The Caribbean is well known globally for its cacao. Dominica, Grenada, Jamaica, St. Lucia, St. Vincent and the Grenadines, Suriname and Trinidad and Tobago are major world producers. Ginger is a widely used spice in Caribbean cuisine and in recent years, Jamaica has been revitalising its ginger industry, with a recent report placing its potential value at just under a million dollars. Turmeric is another widely used Caribbean spice, and gives Grenada’s traditional breadfruit ‘oil down’ its distinctive yellow colour. The CARICOM trade in turmeric is valued at approximately $1.07 million annually.
According to the Sloan Kettering Cancer Centre, soursop or graviola, which grows wild throughout the Caribbean, has been shown to be “effective against some types of cancer cells”. Sasha-Gay Wright, interim head of the Biomedical Engineering Programme at The University of the West Indies has revealed that Jamaican round-leaf yellow yam has proven to be effective in killing prostate and breast cancer cells. Jamaican Guinea hen weed, which also grows wild throughout the Caribbean, has been found to be 25% more potent against cancer than similar products sold on the international market. The Society of Integrative Oncology has created an evidence-based document on herbs and supplements, many of which grow wild in the Caribbean, that are found to be highly beneficial in cancer care.
For more than forty years, Jamaican doctor Dr. Henry Lowe has studied the effectiveness of Caribbean natural medicinals in the treatment of cancer. Dr. Lowe has reportedly identified molecules in cannabis and the Jamaican ball moss that have been proven to fight prostate cancer and in 2017, Lowe’s company, Flavocure received preclinical trial approval from the US Food and Drug Administration for a cannabis drug called Cresorol for the treatment of acute myeloid leukemia. These drugs have been projected to earn in excess of $300 million in their first three years on the market.
While Jamaica has been the most proactive in the area of research and development and partnerships, having begun talks with the Republic of South Africa to collaborate in the production of nutraceuticals, the entire region has been gradually responding to the market opportunity, with many manufacturers, farmers and doctors integrating natural offerings in their products and services.
On the global front, the nutraceuticals industry is projected to experience growth to approximately $317.3 billion by 2024 with a CAGR of 6.8% over the next five years while the market for homeopathic products is expected to register a CAGR of 19% to 2026.
Studies have found that patients who have undergone combined regimens of chemotherapy and complementary therapy have had significantly better outcomes than patients receiving only chemotherapy. A study by Zick et al. in Oncology Nursing Forum reported a positive association between enhanced diet and energy levels during cancer treatment. In 2014, Richman et al. revealed a promising correlation between nutrition and the progression of prostate cancer (JAMA Intern Med). The World Cancer Research Fund and the American Institute for Cancer Research have acknowledged the link between cancer outcomes and diet.

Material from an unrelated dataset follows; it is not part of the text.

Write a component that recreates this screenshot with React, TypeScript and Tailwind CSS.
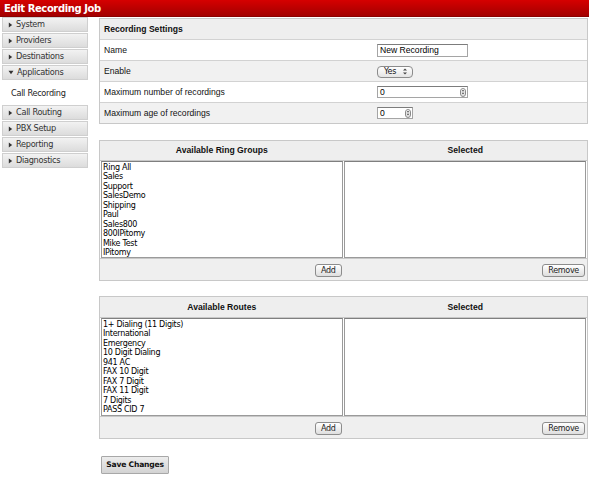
import React from 'react'

const SIDE_TOP = ['System', 'Providers', 'Destinations']
const SIDE_BOTTOM = ['Call Routing', 'PBX Setup', 'Reporting', 'Diagnostics']

const RING_GROUPS = [
  'Ring All', 'Sales', 'Support', 'SalesDemo', 'Shipping',
  'Paul', 'Sales800', '800IPitomy', 'Mike Test', 'IPitomy',
]

const ROUTES = [
  '1+ Dialing (11 Digits)', 'International', 'Emergency', '10 Digit Dialing', '941 AC',
  'FAX 10 Digit', 'FAX 7 Digit', 'FAX 11 Digit', '7 Digits', 'PASS CID 7',
]

function Tri({ down = false }: { down?: boolean }) {
  return down ? (
    <svg width="6" height="5" viewBox="0 0 6 5" className="shrink-0">
      <path d="M0.5 0.8 L5.5 0.8 L3 4.2 Z" fill="#333" />
    </svg>
  ) : (
    <svg width="5" height="6" viewBox="0 0 5 6" className="shrink-0">
      <path d="M0.8 0.5 L4.2 3 L0.8 5.5 Z" fill="#333" />
    </svg>
  )
}

function SideItem({ label, open = false }: { label: string; open?: boolean }) {
  return (
    <div className="h-[15px] flex items-center gap-[3px] pl-[5px] border border-[#cfcfcf] bg-gradient-to-b from-[#f2f2f2] to-[#dcdcdc] text-[#333] font-['DejaVu_Sans',sans-serif] text-[8.2px] tracking-[-0.3px]">
      <Tri down={open} />
      <span>{label}</span>
    </div>
  )
}

function Arrows() {
  return (
    <svg width="4" height="7" viewBox="0 0 4 7" className="shrink-0">
      <path d="M0 2.6 L2 0.4 L4 2.6 Z M0 4.4 L2 6.6 L4 4.4 Z" fill="#444" />
    </svg>
  )
}

function Spinner() {
  return (
    <div className="w-[6px] h-[9px] rounded-[3px] border border-[#8a8a8a] bg-gradient-to-b from-white to-[#e0e0e0] flex items-center justify-center">
      <svg width="4" height="6" viewBox="0 0 4 6">
        <path d="M0.6 2.3 L2 0.8 L3.4 2.3 Z M0.6 3.7 L2 5.2 L3.4 3.7 Z" fill="#444" />
      </svg>
    </div>
  )
}

function MacButton({ label }: { label: string }) {
  return (
    <button className="h-[13px] px-[5px] rounded-[3px] border border-[#8c8c8c] bg-gradient-to-b from-white to-[#dedede] text-[#222] font-['DejaVu_Sans',sans-serif] text-[8px] tracking-[-0.3px] leading-none">
      {label}
    </button>
  )
}

function Listbox({ items, tall }: { items: string[]; tall?: boolean }) {
  return (
    <div className={`${tall ? 'h-[98px]' : 'h-[97px]'} overflow-hidden pt-[0.5px] bg-white border border-[#9a9a9a] border-t-[#7f7f7f] font-['DejaVu_Sans',sans-serif] text-[8px] tracking-[-0.3px] leading-[9.5px] text-black`}>
      {items.map((item) => (
        <div key={item} className="pl-[1px] whitespace-nowrap">{item}</div>
      ))}
    </div>
  )
}

function TransferTable({ title, items, tall }: { title: string; items: string[]; tall?: boolean }) {
  return (
    <div className="border border-[#c8c8c8]">
      <div className={`grid grid-cols-2 ${tall ? 'h-[21px]' : 'h-[20px]'} items-center bg-[#eeeeee] border-b border-[#c8c8c8] font-['Liberation_Sans',Arial,sans-serif] text-[8.6px] font-bold text-[#111]`}>
        <div className="text-center">{title}</div>
        <div className="text-center">Selected</div>
      </div>
      <div className="grid grid-cols-2 gap-[1px] px-[1px] bg-white">
        <Listbox items={items} tall={tall} />
        <Listbox items={[]} tall={tall} />
      </div>
      <div className="grid grid-cols-2 h-[22px] items-center bg-[#efefef] border-t border-[#c8c8c8]">
        <div className="flex justify-end pr-[2px] pt-[2px]">
          <MacButton label="Add" />
        </div>
        <div className="flex justify-end pr-[2px] pt-[2px]">
          <MacButton label="Remove" />
        </div>
      </div>
    </div>
  )
}

function SettingRow({ label, shaded, children }: { label: string; shaded?: boolean; children: React.ReactNode }) {
  return (
    <div className={`flex items-center h-[21px] border-t border-[#d2d2d2] ${shaded ? 'bg-[#f1f1f1]' : 'bg-white'}`}>
      <div className="w-[277px] pl-[4px] text-[#111]">{label}</div>
      <div className="flex-1 flex items-center">{children}</div>
    </div>
  )
}

export default function App() {
  return (
    <div className="w-[589px] h-[480px] bg-white overflow-hidden">
      <div className="h-[17px] flex items-center pl-[4px] bg-gradient-to-b from-[#d60000] to-[#a30000] border-b border-[#8a0000] text-white font-['DejaVu_Sans',sans-serif] font-bold text-[10px] tracking-[-0.4px]">
        Edit Recording Job
      </div>

      <div className="flex">
        <aside className="w-[86px] ml-[2px] flex flex-col">
          <div className="flex flex-col gap-[1px] pb-[1px]">
            {SIDE_TOP.map((s) => (
              <SideItem key={s} label={s} />
            ))}
            <SideItem label="Applications" open />
          </div>
          <div className="h-[24px] flex items-center pl-[9px] bg-white text-[#222] font-['DejaVu_Sans',sans-serif] text-[8.2px] tracking-[-0.3px]">
            Call Recording
          </div>
          <div className="flex flex-col gap-[1px]">
            {SIDE_BOTTOM.map((s) => (
              <SideItem key={s} label={s} />
            ))}
          </div>
        </aside>

        <main className="ml-[11px] w-[489px] mt-[1px] font-['Liberation_Sans',Arial,sans-serif] text-[8.6px]">
          <div className="border-x border-b border-[#c8c8c8]">
            <div className="flex items-center h-[21px] border-t border-[#c8c8c8] bg-[#eeeeee] pl-[4px] font-bold text-[#111]">
              Recording Settings
            </div>
            <SettingRow label="Name">
              <div className="w-[91px] h-[13px] border border-[#a5a5a5] border-t-[#7c7c7c] bg-white flex items-center pl-[2px] text-black">
                New Recording
              </div>
            </SettingRow>
            <SettingRow label="Enable" shaded>
              <div className="w-[36px] h-[12px] mt-[1px] rounded-[4px] border border-[#8c8c8c] bg-gradient-to-b from-white to-[#e4e4e4] flex items-center justify-between pl-[6px] pr-[5px] font-['DejaVu_Sans',sans-serif] text-[8px] tracking-[-0.3px] text-[#111]">
                <span>Yes</span>
                <Arrows />
              </div>
            </SettingRow>
            <SettingRow label="Maximum number of recordings">
              <div className="w-[91px] h-[12px] border border-[#a5a5a5] border-t-[#7c7c7c] bg-white flex items-center justify-between pl-[2px] pr-[1px] text-black">
                <span>0</span>
                <Spinner />
              </div>
            </SettingRow>
            <SettingRow label="Maximum age of recordings" shaded>
              <div className="w-[36px] h-[12px] border border-[#a5a5a5] border-t-[#7c7c7c] bg-white flex items-center justify-between pl-[2px] pr-[1px] text-black">
                <span>0</span>
                <Spinner />
              </div>
            </SettingRow>
          </div>

          <div className="mt-[16px]">
            <TransferTable title="Available Ring Groups" items={RING_GROUPS} />
          </div>

          <div className="mt-[15px]">
            <TransferTable title="Available Routes" items={ROUTES} tall />
          </div>

          <button className="mt-[17px] ml-[2px] w-[68px] h-[18px] border border-[#a8a8a8] rounded-[1px] bg-gradient-to-b from-[#ededed] to-[#d3d3d3] text-[#111] font-['DejaVu_Sans',sans-serif] font-bold text-[7.6px] tracking-[-0.2px]">
            Save Changes
          </button>
        </main>
      </div>
    </div>
  )
}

The Global Task Force on Expanded Access to Cancer Care and Control reveals that only 5% of global resources for cancer are spent in the developing world. With the projected increase in cancer cases and tragically limited infrastructure for the conventional treatment of cancer, there is a significant opportunity for the Caribbean to exploit its natural resources first, for the treatment of its own citizens and secondly, for export.
* This article is not intended to prescribe or recommend a course of treatment for cancer. Patients should always consult with their medical practitioner before embarking on any course of therapy.